In Großbritannien und in den USA lassen sich Trends feststellen, die auf
uns erst noch zukommen werden. Interessant ist, daß in den genannten
Staaten (oder auch in Frankreich
[8])
große Vorbehalte gegenüber jeder konventionellen direkten
staatlichen Personenkontrolle z.B. mit Hilfe von Ausweisen
bestehen, daß aber die anmaßendere und heimtückischere Form
der technischen Überwachung weitgehend akzeptiert wird. Noch ganz andere
Dimensionen hat die Kontrollpraxis in den asiatischen
Überwachungs-Hochburgen Singapur oder Hongkong.
[9] Schon
Ende 1996 war in Großbritannien in jeder zweiten Kommunalverwaltung eine
öffentlich-rechtliche Videoüberwachung installiert. Die Wunderwaffe
gegen das örtliche Verbrechen heißt Closed Circuit
Television (CCTV). Allein für 1997 und 1998 ist der Aufbau von
20.000 Polizeikameras geplant. Pro Jahr werden dort über 300.000
Sicherheitskameras verkauft. Die hohe Akzeptanz ist sicher mit der Angst vor
nordirischen Terroraktionen erklärbar. Mit Hilfe der Videoüberwachung
konnte der blutige Bombenanschlag auf das Londoner Kaufhaus Harrods von 1983
ebenso aufgeklärt werden wie zehn Jahre später der Mord an dem
kleinen James Bulger in Merseyside durch zwei Heranwachsende.
[10] Die
britische Polizei kontrolliert sämtliche Fahrzeuge im Eurotunnel mit einem
elektronischen Überwachungssystem, dessen Kameras die Kfz-Kennzeichen
aufnehmen und an eine zentrale Polizeidatei in London weitergeben. Diese meldet
innerhalb von vier Sekunden zurück, ob ein verdächtiges bzw.

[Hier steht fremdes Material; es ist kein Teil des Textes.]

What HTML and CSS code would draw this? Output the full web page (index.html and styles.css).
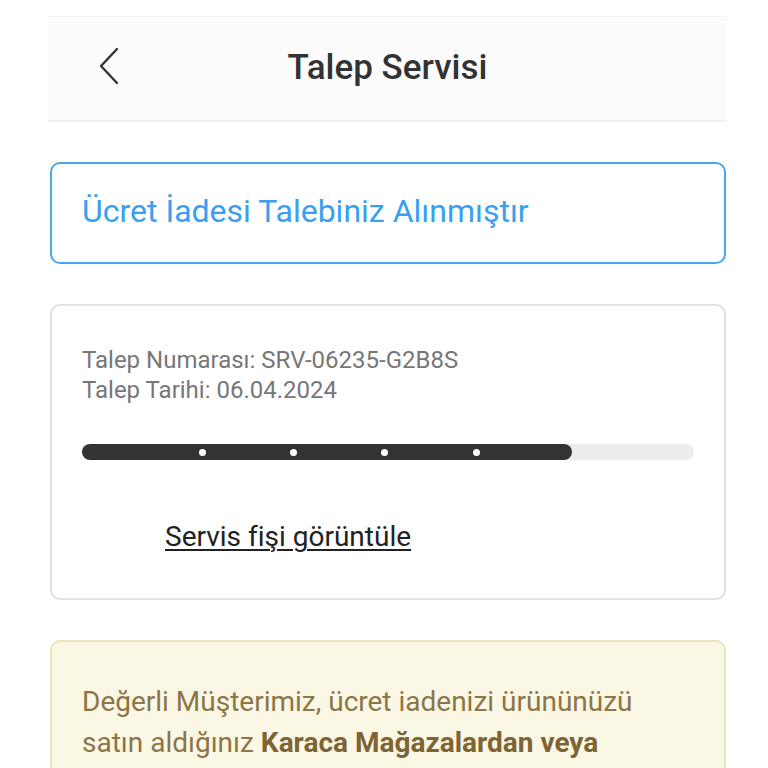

gesuchtes Kennzeichen erfaßt worden ist.
[11]
Ebenso anlaßunabhängig werden mit dem CCTV der City of London
Police täglich über 100.000 Kraftfahrzeuge an acht
Zufahrtspunkten zur Londoner City erfaßt. Die seit Februar 1997 in
Betrieb befindlichen Kameras arbeiten auch mit dem Automatic Number
Plate Reading, der vollautomatischen Datenerfassung der Kennzeichen und
dem sofortigen Abgleich mit Polizeidatenbanken.
[12] Kriminalpolitische
Gewinn- und Verlustrechnung
Die
Audio- und Videoüberwachung im öffentlichen Raum hat sowohl eine
private wie eine öffentliche Komponente. Nicht nur die Polizei, auch
Privatpersonen setzen diese Überwachungstechniken ein. Anlaß
hierfür kann ein Nachbarstreit sein; zumeist wird aber die
Überwachung von privaten Grundstücken, von Verkehrsanlagen, im Taxi
bis hin zur optischen Kontrolle von Kundenräumen, Geldautomaten,
Warenhäusern und Einkaufspassagen aus allgemeinen Sicherheitsgründen
praktiziert. Inzwischen kann zumindest in städtischen Räumen schon
fast von einer
flächendeckenden
Überwachung
durch eine Vielzahl unterschiedlicher Betreiber gesprochen werden.
Wegen
ihrer Privatnützigkeit erfolgt die Überwachung zumeist nicht
systematisch und in strategischer Absicht. Eine Schnittstelle zwischen
privatem
und öffentlichem Bereich
besteht bei der Bild- und Ton-Erhebung durch private Sicherheitsunternehmen,
die ihr Beweismaterial den Sicherheitsbehörden weitergeben.
[13]
Während der Staat bei der personellen Datenerhebung schon einmal eher
Outsourcing praktiziert, da dieses erheblich billiger ist als die
hoheitliche Lösung, spielt diese Überlegung beim reinen
Technikeinsatz eine geringere Rolle. Um von vornherein und vollständig die
Bestimmungsmöglichkeit über die Beobachtungsoperationen zu behalten,
wird die typische hoheitliche Audio- und Videoüberwachung
regelmäßig nicht aus der Hand gegeben. Doch auch dieser Bereich ist
dem Outsourcing zugänglich, wenn polizeiliche und private
Interessen gleichläufig sind, wie die Nutzung der 3-S-Zentralen der
Deutschen Bahn AG zur Bahnhofsüberwachung durch den Bundesgrenzschutz zeigt.
[14] Kostenprobleme
bestehen heute weniger in der Beschaffung der Überwachungshardware. Teuer
ist derzeit die noch von Menschen vorzunehmende Auswertung der Aufzeichnungen.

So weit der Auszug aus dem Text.